Set out every line bearing the string "full".

→ **Saved entries**:
+++

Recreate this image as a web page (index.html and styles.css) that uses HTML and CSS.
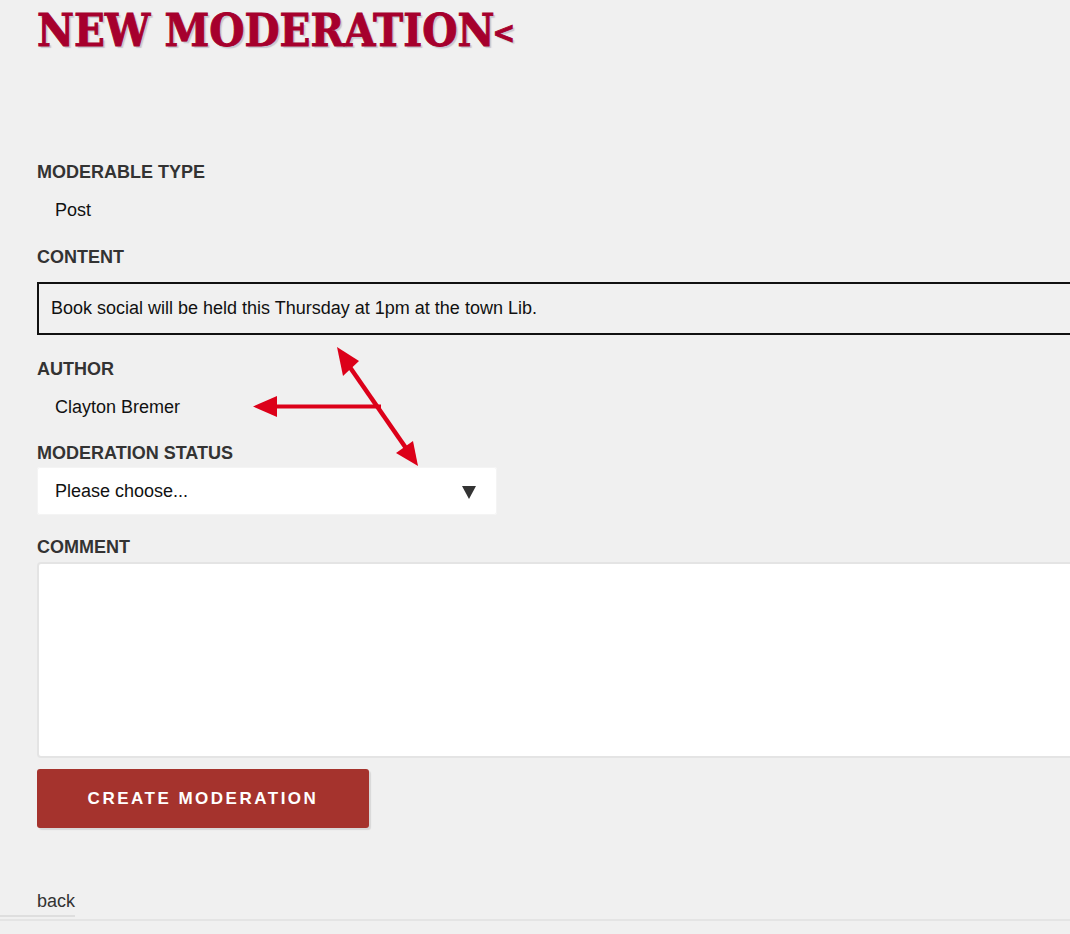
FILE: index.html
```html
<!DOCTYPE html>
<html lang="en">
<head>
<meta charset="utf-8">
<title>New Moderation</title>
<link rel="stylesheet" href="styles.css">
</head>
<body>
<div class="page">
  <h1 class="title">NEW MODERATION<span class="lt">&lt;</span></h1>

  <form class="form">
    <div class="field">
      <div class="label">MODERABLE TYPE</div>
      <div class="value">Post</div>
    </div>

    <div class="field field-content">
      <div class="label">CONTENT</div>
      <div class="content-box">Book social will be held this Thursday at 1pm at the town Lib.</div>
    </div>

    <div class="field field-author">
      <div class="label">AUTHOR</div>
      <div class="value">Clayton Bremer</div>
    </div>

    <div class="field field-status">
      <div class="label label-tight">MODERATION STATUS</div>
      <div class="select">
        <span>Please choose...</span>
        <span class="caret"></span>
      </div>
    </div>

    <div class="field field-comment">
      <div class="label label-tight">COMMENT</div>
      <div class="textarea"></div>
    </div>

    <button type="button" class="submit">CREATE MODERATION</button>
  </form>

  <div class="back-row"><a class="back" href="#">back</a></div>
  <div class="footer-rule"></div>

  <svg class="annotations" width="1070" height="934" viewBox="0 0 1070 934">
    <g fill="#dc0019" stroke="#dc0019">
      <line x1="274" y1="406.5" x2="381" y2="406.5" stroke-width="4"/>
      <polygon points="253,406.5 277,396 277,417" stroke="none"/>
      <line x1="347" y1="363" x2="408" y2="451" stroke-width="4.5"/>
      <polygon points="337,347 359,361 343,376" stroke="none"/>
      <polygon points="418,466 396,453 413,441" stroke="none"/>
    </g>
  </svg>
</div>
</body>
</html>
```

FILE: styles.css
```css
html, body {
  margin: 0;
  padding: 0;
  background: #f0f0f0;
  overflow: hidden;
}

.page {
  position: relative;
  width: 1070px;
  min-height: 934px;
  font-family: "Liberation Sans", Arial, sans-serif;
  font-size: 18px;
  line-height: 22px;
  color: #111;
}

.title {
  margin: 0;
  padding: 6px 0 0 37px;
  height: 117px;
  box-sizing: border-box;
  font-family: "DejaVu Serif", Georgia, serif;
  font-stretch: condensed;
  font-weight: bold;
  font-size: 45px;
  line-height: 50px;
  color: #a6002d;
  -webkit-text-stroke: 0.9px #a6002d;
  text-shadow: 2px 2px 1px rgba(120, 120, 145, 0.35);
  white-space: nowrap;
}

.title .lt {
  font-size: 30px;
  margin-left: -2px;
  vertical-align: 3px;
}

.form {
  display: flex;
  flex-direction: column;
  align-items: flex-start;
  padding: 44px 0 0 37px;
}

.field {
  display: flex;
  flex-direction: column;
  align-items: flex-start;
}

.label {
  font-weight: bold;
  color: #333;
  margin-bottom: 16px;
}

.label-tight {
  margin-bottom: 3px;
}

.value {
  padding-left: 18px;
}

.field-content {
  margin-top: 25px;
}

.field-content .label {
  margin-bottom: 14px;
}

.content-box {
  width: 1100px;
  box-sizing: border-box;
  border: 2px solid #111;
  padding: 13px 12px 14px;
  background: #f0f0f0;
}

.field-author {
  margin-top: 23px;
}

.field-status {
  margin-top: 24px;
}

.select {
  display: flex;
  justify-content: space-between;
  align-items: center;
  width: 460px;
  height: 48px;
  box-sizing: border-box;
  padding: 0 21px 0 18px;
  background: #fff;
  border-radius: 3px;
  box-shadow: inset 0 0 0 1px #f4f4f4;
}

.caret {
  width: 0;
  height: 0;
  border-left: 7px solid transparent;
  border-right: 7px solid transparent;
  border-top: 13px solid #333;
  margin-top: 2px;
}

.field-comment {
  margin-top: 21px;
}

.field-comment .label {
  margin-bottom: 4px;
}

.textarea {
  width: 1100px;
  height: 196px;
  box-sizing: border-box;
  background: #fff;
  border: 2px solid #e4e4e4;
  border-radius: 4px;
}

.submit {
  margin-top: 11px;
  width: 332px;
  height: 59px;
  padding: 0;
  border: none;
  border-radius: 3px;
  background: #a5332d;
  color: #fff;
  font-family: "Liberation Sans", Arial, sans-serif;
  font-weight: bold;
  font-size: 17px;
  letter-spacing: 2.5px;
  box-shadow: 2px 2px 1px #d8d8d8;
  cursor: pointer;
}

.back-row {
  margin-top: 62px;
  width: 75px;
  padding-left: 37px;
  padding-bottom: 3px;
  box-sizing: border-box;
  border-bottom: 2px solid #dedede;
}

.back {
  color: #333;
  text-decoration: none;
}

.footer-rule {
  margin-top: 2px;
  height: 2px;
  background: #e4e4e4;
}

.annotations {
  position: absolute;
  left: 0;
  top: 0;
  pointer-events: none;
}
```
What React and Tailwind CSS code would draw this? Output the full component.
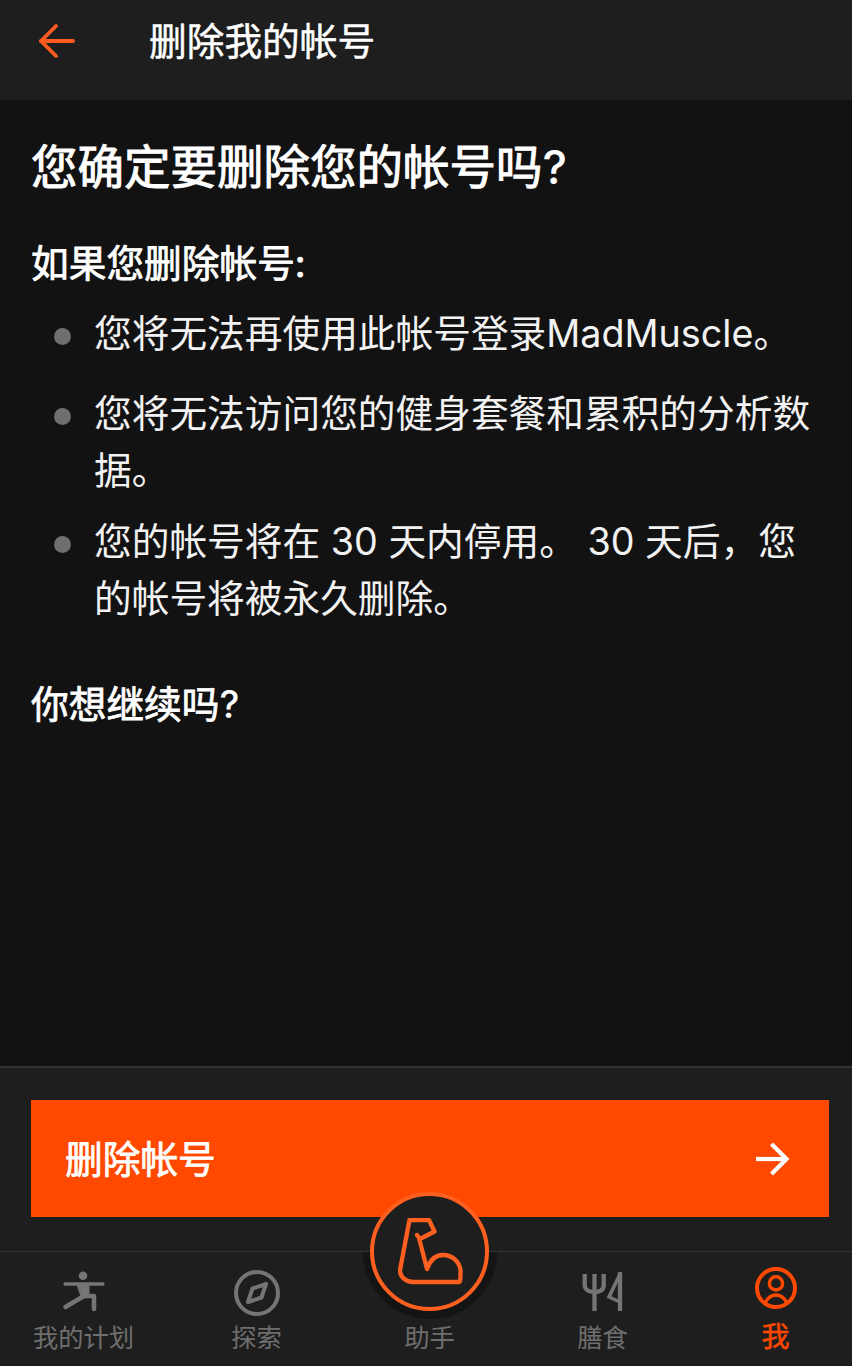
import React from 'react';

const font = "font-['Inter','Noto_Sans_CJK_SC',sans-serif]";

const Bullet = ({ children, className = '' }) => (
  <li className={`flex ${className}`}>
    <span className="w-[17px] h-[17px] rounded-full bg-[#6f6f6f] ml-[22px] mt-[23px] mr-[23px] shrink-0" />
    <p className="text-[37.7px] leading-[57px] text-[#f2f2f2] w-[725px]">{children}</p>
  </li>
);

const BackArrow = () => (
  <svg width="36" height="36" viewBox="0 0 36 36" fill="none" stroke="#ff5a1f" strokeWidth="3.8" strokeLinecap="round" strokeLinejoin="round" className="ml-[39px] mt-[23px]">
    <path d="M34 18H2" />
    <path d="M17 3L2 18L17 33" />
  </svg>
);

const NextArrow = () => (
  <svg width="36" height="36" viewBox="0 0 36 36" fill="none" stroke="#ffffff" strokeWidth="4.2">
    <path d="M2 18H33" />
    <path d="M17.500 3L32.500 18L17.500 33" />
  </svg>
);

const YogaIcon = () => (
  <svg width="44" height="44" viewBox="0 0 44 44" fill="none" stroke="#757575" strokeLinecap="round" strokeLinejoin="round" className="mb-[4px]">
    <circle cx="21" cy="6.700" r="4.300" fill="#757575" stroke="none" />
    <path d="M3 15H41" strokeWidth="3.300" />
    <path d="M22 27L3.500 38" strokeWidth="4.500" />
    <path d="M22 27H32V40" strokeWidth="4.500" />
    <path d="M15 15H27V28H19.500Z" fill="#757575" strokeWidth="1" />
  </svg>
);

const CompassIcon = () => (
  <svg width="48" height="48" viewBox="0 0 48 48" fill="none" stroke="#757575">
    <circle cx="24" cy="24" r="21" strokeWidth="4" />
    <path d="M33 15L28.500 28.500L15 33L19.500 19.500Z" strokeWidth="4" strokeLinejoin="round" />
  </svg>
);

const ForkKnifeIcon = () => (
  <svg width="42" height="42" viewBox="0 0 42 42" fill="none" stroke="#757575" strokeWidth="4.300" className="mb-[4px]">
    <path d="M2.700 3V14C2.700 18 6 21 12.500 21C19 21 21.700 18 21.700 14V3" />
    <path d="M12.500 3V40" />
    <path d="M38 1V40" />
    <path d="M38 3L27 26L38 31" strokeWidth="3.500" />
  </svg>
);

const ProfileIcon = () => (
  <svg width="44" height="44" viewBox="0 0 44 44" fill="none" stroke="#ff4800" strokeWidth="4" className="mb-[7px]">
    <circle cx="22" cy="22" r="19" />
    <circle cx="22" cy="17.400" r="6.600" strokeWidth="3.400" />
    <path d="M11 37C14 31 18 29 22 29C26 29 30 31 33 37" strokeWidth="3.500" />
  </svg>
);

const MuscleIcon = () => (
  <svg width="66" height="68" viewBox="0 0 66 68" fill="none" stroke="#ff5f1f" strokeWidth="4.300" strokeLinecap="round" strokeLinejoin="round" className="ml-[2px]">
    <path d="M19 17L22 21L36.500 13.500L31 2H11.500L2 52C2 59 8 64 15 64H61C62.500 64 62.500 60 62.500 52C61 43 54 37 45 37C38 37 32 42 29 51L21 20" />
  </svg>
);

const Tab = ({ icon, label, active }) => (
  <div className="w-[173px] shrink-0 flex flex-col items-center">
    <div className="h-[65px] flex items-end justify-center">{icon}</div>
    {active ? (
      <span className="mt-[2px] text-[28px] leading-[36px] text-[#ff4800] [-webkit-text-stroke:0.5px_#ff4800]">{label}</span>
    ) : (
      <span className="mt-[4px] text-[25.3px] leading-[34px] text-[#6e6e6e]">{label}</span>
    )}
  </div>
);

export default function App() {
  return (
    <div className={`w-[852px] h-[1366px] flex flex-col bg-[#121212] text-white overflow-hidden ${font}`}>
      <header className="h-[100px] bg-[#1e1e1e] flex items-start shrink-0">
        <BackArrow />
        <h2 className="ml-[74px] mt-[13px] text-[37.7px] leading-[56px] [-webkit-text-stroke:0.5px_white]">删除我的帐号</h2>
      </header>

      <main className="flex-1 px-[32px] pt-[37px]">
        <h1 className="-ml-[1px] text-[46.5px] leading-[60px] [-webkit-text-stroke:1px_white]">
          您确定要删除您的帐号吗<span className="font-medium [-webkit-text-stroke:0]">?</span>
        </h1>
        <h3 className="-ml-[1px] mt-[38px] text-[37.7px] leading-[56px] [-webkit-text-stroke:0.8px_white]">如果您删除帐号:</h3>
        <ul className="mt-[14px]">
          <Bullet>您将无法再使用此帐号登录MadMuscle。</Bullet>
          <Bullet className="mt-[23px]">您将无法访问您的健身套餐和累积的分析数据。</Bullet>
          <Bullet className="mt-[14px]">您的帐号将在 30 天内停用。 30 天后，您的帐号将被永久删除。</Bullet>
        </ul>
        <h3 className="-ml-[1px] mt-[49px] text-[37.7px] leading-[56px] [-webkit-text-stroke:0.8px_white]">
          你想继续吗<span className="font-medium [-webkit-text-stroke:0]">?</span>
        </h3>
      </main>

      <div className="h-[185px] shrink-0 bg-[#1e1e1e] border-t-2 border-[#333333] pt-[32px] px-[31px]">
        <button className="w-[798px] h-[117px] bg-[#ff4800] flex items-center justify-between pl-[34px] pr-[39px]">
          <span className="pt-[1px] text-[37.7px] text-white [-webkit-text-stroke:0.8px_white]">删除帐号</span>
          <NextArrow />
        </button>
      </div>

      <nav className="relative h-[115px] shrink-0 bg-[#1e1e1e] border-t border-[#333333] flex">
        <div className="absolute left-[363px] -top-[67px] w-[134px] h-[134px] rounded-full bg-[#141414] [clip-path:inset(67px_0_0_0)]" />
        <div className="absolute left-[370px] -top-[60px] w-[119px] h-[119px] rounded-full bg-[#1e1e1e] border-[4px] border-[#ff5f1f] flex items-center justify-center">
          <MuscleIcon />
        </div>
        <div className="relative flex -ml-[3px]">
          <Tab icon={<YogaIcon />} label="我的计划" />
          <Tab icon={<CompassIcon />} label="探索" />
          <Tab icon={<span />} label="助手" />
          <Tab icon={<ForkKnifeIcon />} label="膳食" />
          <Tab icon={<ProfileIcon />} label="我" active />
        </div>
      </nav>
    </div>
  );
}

+++

→ **Written response**:
What React and Tailwind CSS code would draw this? Output the full component.
    <span className="w-[17px] h-[17px] rounded-full bg-[#6f6f6f] ml-[22px] mt-[23px] mr-[23px] shrink-0" />
        <div className="absolute left-[363px] -top-[67px] w-[134px] h-[134px] rounded-full bg-[#141414] [clip-path:inset(67px_0_0_0)]" />
        <div className="absolute left-[370px] -top-[60px] w-[119px] h-[119px] rounded-full bg-[#1e1e1e] border-[4px] border-[#ff5f1f] flex items-center justify-center">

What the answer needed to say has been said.